In the present invention, the free lever 25 can pivot completely independently of the driving force of the return spring 26 in the ISC region in which the slider 31 moves through the stroke L. Accordingly, the output of the actuator 30 can be correspondingly reduced, so that the actuator 30 can be made compact.

Furthermore, as a result of the abovementioned construction, a single return spring is sufficient in the present invention, so that the construction can be simplified. Furthermore, since the throttle valve is directly driven in opening and closing, precise ISC control is possible, and the apparatus can be constructed without greatly altering conventional products that use a bypass air passage.

Furthermore, a linear torque motor was used as the actuator in the present embodiment. However, in the abovementioned construction, a stepping motor may also be used, or, if the connecting part between the free lever and the actuator is formed as a gear structure, a DC motor may also be used.

Furthermore, in the present embodiment, the degree of opening of the throttle valve when the actuator was not powered was set in a position located further in the opening direction than the fully closed state. This was done in order to ensure in advance a sufficient amount of air for starting the engine, and in order to make sticking between the throttle valve and bore due to icing or the like less likely to occur. However, the initial position of the opening of the throttle valve is not limited to the range regulated by the ISC upper-limit stopper; this position may be set in a region outside the ISC region so as to allow for safe evasive operation even in cases where the throttle wire is cut as a result of trouble.

INDUSTRIAL APPLICABILITY

The throttle valve control device of the present invention comprises a structural body in which a throttle valve, a throttle shaft and a throttle lever are integrally connected. A return spring, one end of which is anchored to the structural body, urges the throttle valve so that the throttle valve rotates in the closing direction. A free lever is supported on the throttle shaft so that this free lever is free to pivot, anchors the other end of the abovementioned return spring, and can contact and move away from the structural body. An actuator drives the free leverand the driving of the free lever by the actuator causes the structural body to pivot so that the throttle valve is opened and closed. Consequently, the actuator can open and close the throttle valve without being affected by the resistance of the return spring. Accordingly, the actuator can be made compact, and a throttle valve control device which has a simple structure and which can be made compact can be obtained.

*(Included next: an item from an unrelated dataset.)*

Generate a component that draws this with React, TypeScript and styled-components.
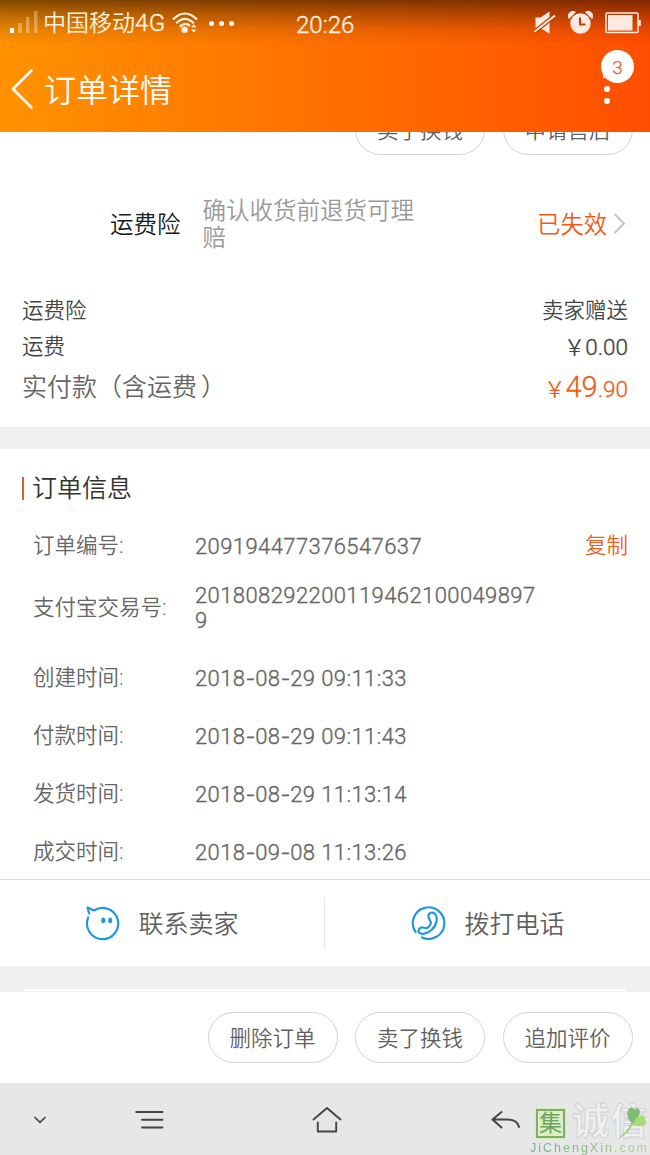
import React from 'react';
import styled, { createGlobalStyle } from 'styled-components';

const GlobalStyle = createGlobalStyle`
  * { box-sizing: border-box; }
  body {
    margin: 0;
    background: #fff;
    font-family: Roboto, 'Noto Sans CJK SC', sans-serif;
    font-weight: 350;
  }
  svg { display: block; flex: none; }
`;

const Screen = styled.main`
  display: flex;
  flex-direction: column;
  width: 650px;
  height: 1155px;
  overflow: hidden;
  background: #fff;
`;

const Text = styled.span<{
  $size: number;
  $color: string;
  $spacing?: number;
}>`
  font-size: ${p => p.$size}px;
  line-height: 32px;
  color: ${p => p.$color};
  letter-spacing: ${p => p.$spacing ?? 0}px;
  white-space: nowrap;
`;

const NumberText = styled(Text)`
  -webkit-text-stroke: 0.35px currentColor;
`;

/* ---------- header ---------- */

const Header = styled.header`
  flex: none;
  height: 132px;
  background:
    linear-gradient(180deg, rgba(0, 0, 0, 0.5) 0, rgba(0, 0, 0, 0.3) 13px, rgba(0, 0, 0, 0.1) 29px, transparent 45px),
    linear-gradient(90deg, #ff9200 0%, #ff7000 50%, #ff4e00 100%);
`;

const StatusBar = styled.div`
  display: grid;
  grid-template-columns: 296px 1fr auto;
  align-items: center;
  height: 46px;
  padding: 0 9px 0 0;
`;

const StatusGroup = styled.div<{ $gap?: number }>`
  display: flex;
  align-items: center;
  gap: ${p => p.$gap ?? 0}px;
`;

const StatusLeft = styled(StatusGroup)`
  padding-left: 10px;
`;

const Carrier = styled(Text)`
  margin: 0 6px 0 5px;
`;

const Network = styled.span`
  font-size: 24px;
  letter-spacing: 0.5px;
  -webkit-text-stroke: 0.35px currentColor;
`;

const Clock = styled(NumberText)`
  padding-top: 3px;
`;

const More = styled.div`
  display: flex;
  gap: 5px;
  margin: 0 0 0 11px;
`;

const Dot = styled.i<{ $size: number }>`
  width: ${p => p.$size}px;
  height: ${p => p.$size}px;
  border-radius: 50%;
  background: #fff;
`;

const TitleBar = styled.div`
  display: flex;
  align-items: center;
  height: 86px;
  padding: 0 16px 0 11px;
`;

const Title = styled.h1`
  flex: 1;
  margin: 3px 0 0 10px;
  color: #fff;
  font-size: 32px;
  line-height: 48px;
  font-weight: 350;
`;

const Menu = styled.div`
  position: relative;
  width: 33px;
  height: 86px;
`;

const MenuDots = styled.div`
  display: flex;
  flex-direction: column;
  gap: 6px;
  padding: 40px 0 0 3px;
`;

const Badge = styled.span`
  position: absolute;
  top: 4px;
  left: 0;
  width: 33px;
  height: 33px;
  border-radius: 50%;
  background: #fff;
  color: #d9683c;
  font-size: 19px;
  line-height: 35px;
  text-align: center;
  -webkit-text-stroke: 0.3px currentColor;

  &::after {
    content: '';
    position: absolute;
    left: 2px;
    bottom: 5px;
    width: 8px;
    height: 8px;
    background: #fff;
  }
`;

/* ---------- content ---------- */

const Pill = styled.button`
  flex: none;
  width: 130px;
  height: 51px;
  padding: 0;
  border: 1px solid #d2d2d2;
  border-radius: 26px;
  background: #fff;
  color: #5f5f5f;
  font: inherit;
  font-size: 21.5px;
  line-height: 51px;
`;

const ClippedActions = styled.div`
  display: flex;
  justify-content: flex-end;
  align-items: flex-end;
  gap: 17.5px;
  height: 23px;
  padding-right: 17.5px;
  overflow: hidden;
`;

const Insurance = styled.section`
  display: flex;
  align-items: center;
  height: 138px;
  padding: 0 24px 0 110px;
`;

const InsuranceText = styled(Text)`
  padding-top: 2px;
`;

const InsuranceNote = styled.p`
  flex: 1;
  margin: 1px 0 0 22px;
  padding-right: 116px;
  color: #999;
  font-size: 23.5px;
  line-height: 27px;
`;

const Fees = styled.section`
  height: 134px;
  padding: 0 22px;
`;

const Between = styled.div<{ $height: number }>`
  display: flex;
  justify-content: space-between;
  align-items: center;
  height: ${p => p.$height}px;
`;

const Price = styled.div`
  display: flex;
  align-items: baseline;
`;

const CloseParen = styled.span`
  margin-left: 4px;
`;

const Band = styled.div<{ $height: number }>`
  flex: none;
  height: ${p => p.$height}px;
  background: #f0f0f0;
`;

const CardEdge = styled.div`
  height: 2px;
  margin: 0 24px;
  background: #fff;
`;

const OrderInfo = styled.section`
  height: 431px;
  border-bottom: 1px solid #dadada;
`;

const SectionTitle = styled.div`
  display: flex;
  align-items: center;
  gap: 8px;
  height: 79px;
  padding-left: 22px;
`;

const Marker = styled.i`
  width: 2px;
  height: 23px;
  background: #e2601f;
`;

const InfoRow = styled.div<{ $height: number; $top?: number }>`
  display: grid;
  grid-template-columns: 162px 345px 1fr;
  align-items: center;
  height: ${p => p.$height}px;
  padding: ${p => p.$top ?? 0}px 22px 0 33px;
`;

const InfoValue = styled.span`
  padding-top: 1px;
  color: #666;
  font-size: 22px;
  line-height: 25.5px;
  letter-spacing: 0.41px;
  overflow-wrap: anywhere;
  -webkit-text-stroke: 0.35px currentColor;
`;

const Dash = styled.span`
  font-family: Inter, sans-serif;
  letter-spacing: -0.2px;
`;

const Copy = styled(Text)`
  text-align: right;
`;

const Contact = styled.section`
  display: flex;
  align-items: center;
  height: 86px;
`;

const ContactItem = styled.div`
  flex: 1;
  display: flex;
  align-items: center;
  justify-content: center;
  gap: 18px;
  height: 52px;

  & + & {
    padding-left: 1px;
    border-left: 1px solid #e8e8e8;
  }
`;

const ContactLabel = styled(Text)`
  padding-top: 3px;
`;

const Actions = styled.footer`
  display: flex;
  justify-content: flex-end;
  gap: 17.5px;
  height: 91px;
  padding: 20px 17.5px 0 0;
`;

/* ---------- system navigation ---------- */

const NavBar = styled.nav`
  position: relative;
  display: flex;
  align-items: center;
  height: 72px;
  padding: 1px 0 0 33px;
  background: #e7e7e7;
`;

const NavSlot = styled.div<{ $width: number }>`
  width: ${p => p.$width}px;
`;

const Watermark = styled.div`
  position: absolute;
  top: 22px;
  left: 530px;
  width: 120px;
  height: 50px;
`;

const MarkRow = styled.div`
  display: flex;
  align-items: center;
  height: 36px;
  padding-left: 6px;
`;

const Seal = styled.span`
  width: 29px;
  height: 29px;
  border: 2px solid #7fae6c;
  outline: 1px solid #d3efb4;
  background: #dcefc4;
  color: #6fa45f;
  font-size: 23px;
  line-height: 25px;
  text-align: center;
  font-weight: 400;
`;

const Brand = styled.span`
  margin-left: 7px;
  color: #f1f1f1;
  font-size: 37px;
  line-height: 36px;
  letter-spacing: 1px;
  font-weight: 700;
  white-space: nowrap;
  -webkit-text-stroke: 0.8px #cfcfd2;
`;

const Leaf = styled.div`
  position: absolute;
  top: 1px;
  left: 88px;
`;

const Domain = styled.div`
  background: linear-gradient(90deg, #74a9a0, #8dbb7c 50%, #b3d58f);
  background-clip: text;
  -webkit-background-clip: text;
  color: transparent;
  font-family: 'Liberation Sans', sans-serif;
  font-size: 12.5px;
  line-height: 14px;
  letter-spacing: 2px;
  font-weight: 400;
  white-space: nowrap;
`;

const INK = '#444';

const SignalIcon = () => (
  <svg width="28" height="24" viewBox="0 0 28 24" fill="#fff">
    <rect x="0" y="17" width="4" height="5" />
    <rect x="8" y="12" width="4" height="10" opacity=".32" />
    <rect x="16" y="6" width="3.5" height="16" opacity=".32" />
    <rect x="24" y="0" width="3.5" height="22" opacity=".32" />
  </svg>
);

const WifiIcon = () => (
  <svg width="26" height="22" viewBox="0 0 26 22" fill="none" stroke="#fff4e4" strokeWidth="2.2">
    <path d="M1 7.5 Q13 -4.5 25 7.5" />
    <path d="M4.2 11.2 Q13 2.4 21.8 11.2" />
    <path d="M7.7 14.8 Q13 9.6 18 13.8" />
    <circle cx="12.6" cy="17.7" r="3.2" fill="#fff4e4" stroke="none" />
    <path d="M19 15.3l2.7-3 2.7 3zM19 17.5l2.7 3 2.7-3z" fill="#fff4e4" stroke="none" />
  </svg>
);

const MuteIcon = () => (
  <svg width="22" height="24" viewBox="0 0 22 24">
    <path d="M1.500 6.500H6.500L15.500 0.500V23L9 18.500L1.500 17Z" fill="#fde9df" />
    <path d="M0.500 20.800L21 4.500" stroke="#b04300" strokeWidth="4.400" />
    <path d="M0.500 20.800L21 4.500" stroke="#fde9df" strokeWidth="2" />
  </svg>
);

const AlarmIcon = () => (
  <svg width="25" height="24" viewBox="0 0 25 24">
    <path d="M1 8A5 5 0 0 1 8 1zM24 8A5 5 0 0 0 17 1z" fill="#fde9df" />
    <circle cx="12.5" cy="12.5" r="10.200" fill="#fde9df" />
    <path d="M12 6.500V13.500H17.500" fill="none" stroke="#b84500" strokeWidth="2" />
  </svg>
);

const BatteryIcon = () => (
  <svg width="36" height="22" viewBox="0 0 36 22">
    <rect x="1" y="1" width="32" height="19.500" rx="1" fill="none" stroke="#fde9df" strokeWidth="1.500" />
    <rect x="3" y="3" width="24.500" height="15.500" fill="#fde9df" />
    <rect x="33.500" y="8" width="2.300" height="6" fill="#fde9df" />
  </svg>
);

const BackIcon = () => (
  <svg width="23" height="40" viewBox="0 0 23 40" fill="none" stroke="#fff" strokeWidth="2.6" strokeLinecap="round" strokeLinejoin="round">
    <path d="M20.500 1.500L2 20L20.500 38.500" />
  </svg>
);

const ArrowRight = () => (
  <svg width="13" height="22" viewBox="0 0 13 22" fill="none" stroke="#c4c4c4" strokeWidth="2">
    <path d="M1.500 1L11 10.500L1.500 20" />
  </svg>
);

const ChatIcon = () => (
  <svg width="35" height="36" viewBox="0 0 35 36" fill="none" stroke="#2098dc" strokeWidth="2.200" strokeLinecap="round" strokeLinejoin="round">
    <path d="M3.200 12.500A15.600 15.600 0 1 0 9 5.500L2.500 2.500L4.200 8.500" />
    <ellipse cx="18.200" cy="15.300" rx="2" ry="2.900" fill="#2098dc" stroke="none" />
    <ellipse cx="25.200" cy="15.300" rx="2" ry="2.900" fill="#2098dc" stroke="none" />
  </svg>
);

const PhoneIcon = () => (
  <svg width="35" height="36" viewBox="0 0 35 36" fill="none" stroke="#2098dc" strokeWidth="2.200" strokeLinecap="round" strokeLinejoin="round">
    <path d="M4.500 27A15.800 15.800 0 1 1 11 32.500" />
    <path d="M17.500 11.500C17 8 21 6.500 23.500 8.500C27.500 12 26 20 20.500 25C16 29 10.500 30 8 27.500C6.500 25 9 22 12 22.500C14 23 15.500 24 17.500 22C20 19.500 20.500 17.500 19 15.500C18 14 17.500 13 17.500 11.500Z" />
  </svg>
);

const HideIcon = () => (
  <svg width="14" height="8" viewBox="0 0 14 8" fill="none" stroke={INK} strokeWidth="1.700">
    <path d="M1.500 1L7 6.300L12.500 1" />
  </svg>
);

const RecentsIcon = () => (
  <svg width="30" height="20" viewBox="0 0 30 20" fill="none" stroke={INK} strokeWidth="2" strokeLinecap="round">
    <path d="M2.200 2H28.500M8 9.700H28.500M8 17.400H28.500" />
  </svg>
);

const HomeIcon = () => (
  <svg width="30" height="28" viewBox="0 0 30 28" fill="none" stroke={INK} strokeWidth="1.900" strokeLinecap="round" strokeLinejoin="round">
    <path d="M1.500 13.500L15 2L28.500 13.500M5.800 16.500V25.500H24.200V16.500" />
  </svg>
);

const ReturnIcon = () => (
  <svg width="30" height="20" viewBox="0 0 30 20" fill="none" stroke={INK} strokeWidth="2" strokeLinecap="round" strokeLinejoin="round">
    <path d="M10.500 2L1.500 9.500L10.500 17.500M2 9.500H16C23 9.500 27 12 28 17" />
  </svg>
);

const LeafIcon = () => (
  <svg width="32" height="34" viewBox="0 0 32 34">
    <path d="M2 31C9 27 13 22 15 14" fill="none" stroke="#9ccf7a" strokeWidth="1.600" />
    <path d="M15 18C8 13 8 4 12 2C14 .5 16 2 16.500 4C19 .5 23 3 21.500 8C20.500 12 18 15 15 18Z" fill="#7fbd76" />
    <path d="M15 19C17 12 22 8 26 10C28 11 27.500 13 26.500 14C30 16 28 20 23 20C20 20.500 17 20 15 19Z" fill="#addb78" />
  </svg>
);

const times = [
  { label: '创建时间:', date: ['2018', '08', '29'], time: '09:11:33' },
  { label: '付款时间:', date: ['2018', '08', '29'], time: '09:11:43' },
  { label: '发货时间:', date: ['2018', '08', '29'], time: '11:13:14' },
  { label: '成交时间:', date: ['2018', '09', '08'], time: '11:13:26' },
];

export default function App() {
  return (
    <Screen>
      <GlobalStyle />
      <Header>
        <StatusBar>
          <StatusLeft>
            <SignalIcon />
            <Carrier $size={23} $color="#fff4e4">中国移动<Network>4G</Network></Carrier>
            <WifiIcon />
            <More>
              <Dot $size={5} />
              <Dot $size={5} />
              <Dot $size={5} />
            </More>
          </StatusLeft>
          <Clock $size={24} $color="#fff4e4">20:26</Clock>
          <StatusGroup $gap={12}>
            <MuteIcon />
            <AlarmIcon />
            <BatteryIcon />
          </StatusGroup>
        </StatusBar>
        <TitleBar>
          <BackIcon />
          <Title>订单详情</Title>
          <Menu>
            <MenuDots>
              <Dot $size={6} />
              <Dot $size={6} />
            </MenuDots>
            <Badge>3</Badge>
          </Menu>
        </TitleBar>
      </Header>

      <ClippedActions>
        <Pill>卖了换钱</Pill>
        <Pill>申请售后</Pill>
      </ClippedActions>

      <Insurance>
        <InsuranceText $size={23.5} $color="#111c26">运费险</InsuranceText>
        <InsuranceNote>确认收货前退货可理赔</InsuranceNote>
        <StatusGroup $gap={6}>
          <InsuranceText $size={23.3} $color="#ef5a14">已失效</InsuranceText>
          <ArrowRight />
        </StatusGroup>
      </Insurance>

      <Fees>
        <Between $height={36}>
          <Text $size={21.5} $color="#444">运费险</Text>
          <Text $size={21.5} $color="#444">卖家赠送</Text>
        </Between>
        <Between $height={36}>
          <Text $size={21.5} $color="#444">运费</Text>
          <Price>
            <Text $size={21.5} $color="#444">￥</Text>
            <NumberText $size={22.5} $color="#444">0.00</NumberText>
          </Price>
        </Between>
        <Between $height={46}>
          <Text $size={25} $color="#666">实付款（含运费<CloseParen>）</CloseParen></Text>
          <Price>
            <Text $size={21.5} $color="#ea5f1c">￥</Text>
            <NumberText $size={29} $color="#ea5f1c">49</NumberText>
            <NumberText $size={22.5} $color="#ea5f1c">.90</NumberText>
          </Price>
        </Between>
      </Fees>

      <Band $height={22} />

      <OrderInfo>
        <SectionTitle>
          <Marker />
          <Text $size={25} $color="#333">订单信息</Text>
        </SectionTitle>
        <InfoRow $height={36}>
          <Text $size={21.5} $color="#666">订单编号:</Text>
          <InfoValue>209194477376547637</InfoValue>
          <Copy $size={21.5} $color="#ea5f1c">复制</Copy>
        </InfoRow>
        <InfoRow $height={85} $top={2}>
          <Text $size={21.5} $color="#666">支付宝交易号:</Text>
          <InfoValue>2018082922001194621000498979</InfoValue>
        </InfoRow>
        {times.map(({ label, date, time }) => (
          <InfoRow key={label} $height={58}>
            <Text $size={21.5} $color="#666">{label}</Text>
            <InfoValue>
              {date[0]}<Dash>-</Dash>{date[1]}<Dash>-</Dash>{date[2]} {time}
            </InfoValue>
          </InfoRow>
        ))}
      </OrderInfo>

      <Contact>
        <ContactItem>
          <ChatIcon />
          <ContactLabel $size={25} $color="#5f5f5f">联系卖家</ContactLabel>
        </ContactItem>
        <ContactItem>
          <PhoneIcon />
          <ContactLabel $size={25} $color="#5f5f5f">拨打电话</ContactLabel>
        </ContactItem>
      </Contact>

      <Band $height={23} />
      <Band $height={3}>
        <CardEdge />
      </Band>

      <Actions>
        <Pill>删除订单</Pill>
        <Pill>卖了换钱</Pill>
        <Pill>追加评价</Pill>
      </Actions>

      <NavBar>
        <NavSlot $width={101}><HideIcon /></NavSlot>
        <NavSlot $width={178}><RecentsIcon /></NavSlot>
        <NavSlot $width={179}><HomeIcon /></NavSlot>
        <NavSlot $width={40}><ReturnIcon /></NavSlot>
        <Watermark>
          <MarkRow>
            <Seal>集</Seal>
            <Brand>诚信</Brand>
          </MarkRow>
          <Domain>JiChengXin.com</Domain>
          <Leaf><LeafIcon /></Leaf>
        </Watermark>
      </NavBar>
    </Screen>
  );
}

If a construction is used in which the actuator opens and closes the throttle valve in the ISC region, the opening and closing of the throttle valve can be directly controlled in the ISC region. Accordingly, a bypass air passage becomes unnecessary, and at the same time, highly precise control becomes possible.

If a construction is used in which the actuator has a stator including a magnetic flux generating part around which an electromagnetic coil is wound so that magnetic flux is generated, and a magnetic field forming part which has three magnetic pole pieces on more or less the same straight line, and which distributes the magnetic flux so that two magnetic field regions are formed, and a slider which advances and retracts parallel to a line connecting the magnetic pole pieces in accordance with the magnetic field regions, and which is equipped with magnetizing members that have two magnetizing surfaces of mutually different polarities in the direction of advance and retraction, and a magnetic path member, the degree of opening of the throttle valve can be controlled continuously and precisely in accordance with the current value.

Claims

1. A throttle valve control device comprising:

a structural body comprising a throttle valve disposed inside a bore of a throttle body, a throttle shaft supporting said throttle valve so that said throttle valve is free to pivot, and a throttle lever for pivoting said throttle shaft, said throttle valve, said throttle shaft and said throttle lever being integrally connected;

a return spring having one end connected to said structural body and urging said throttle valve to rotate in a closing direction;

a free lever supported on said throttle shaft so that said free lever is free to pivot, said free lever being connected with the other end of said return spring and able to contact and move away from said structural body;

and an actuator for driving said free lever;

wherein driving of said free lever by said actuator causes said structural body to pivot so that said throttle valve is opened and closed in an idling operation.

2. The throttle valve control device according to claim 1, wherein said actuator opens and closes said throttle valve in an ISC region.

3. The throttle valve control device according to claim 2, wherein the actuator comprises:

a stator comprising a magnetic flux generating part around which an electromagnetic coil is wound so that magnetic flux is generated, and a magnetic field forming part which has three magnetic pole pieces substantially on the same straight line and which distributes said magnetic flux so that two magnetic field regions are formed; and

a slider comprising a magnetic path member and a magnetic member which advances and retracts in a direction parallel to a line connecting said magnetic pole pieces in accordance with said magnetic field regions, and which has two magnetic surfaces of mutually different polarities in the direction of advance and retraction.

4. The throttle valve control device according to claim 1, wherein the actuator comprises:

a stator comprising a magnetic flux generating part around which an electromagnetic coil is wound so that magnetic flux is generated, and a magnetic field forming part which has three magnetic pole pieces substantially on the same straight line and which distributes said magnetic flux so that two magnetic field regions are formed; and

a slider comprising a magnetic path member and a magnetic member which advances and retracts in a direction parallel to a line connecting said magnetic pole pieces in accordance with said magnetic field regions, and which has two magnetic surfaces of mutually different polarities in the direction of advance and retraction.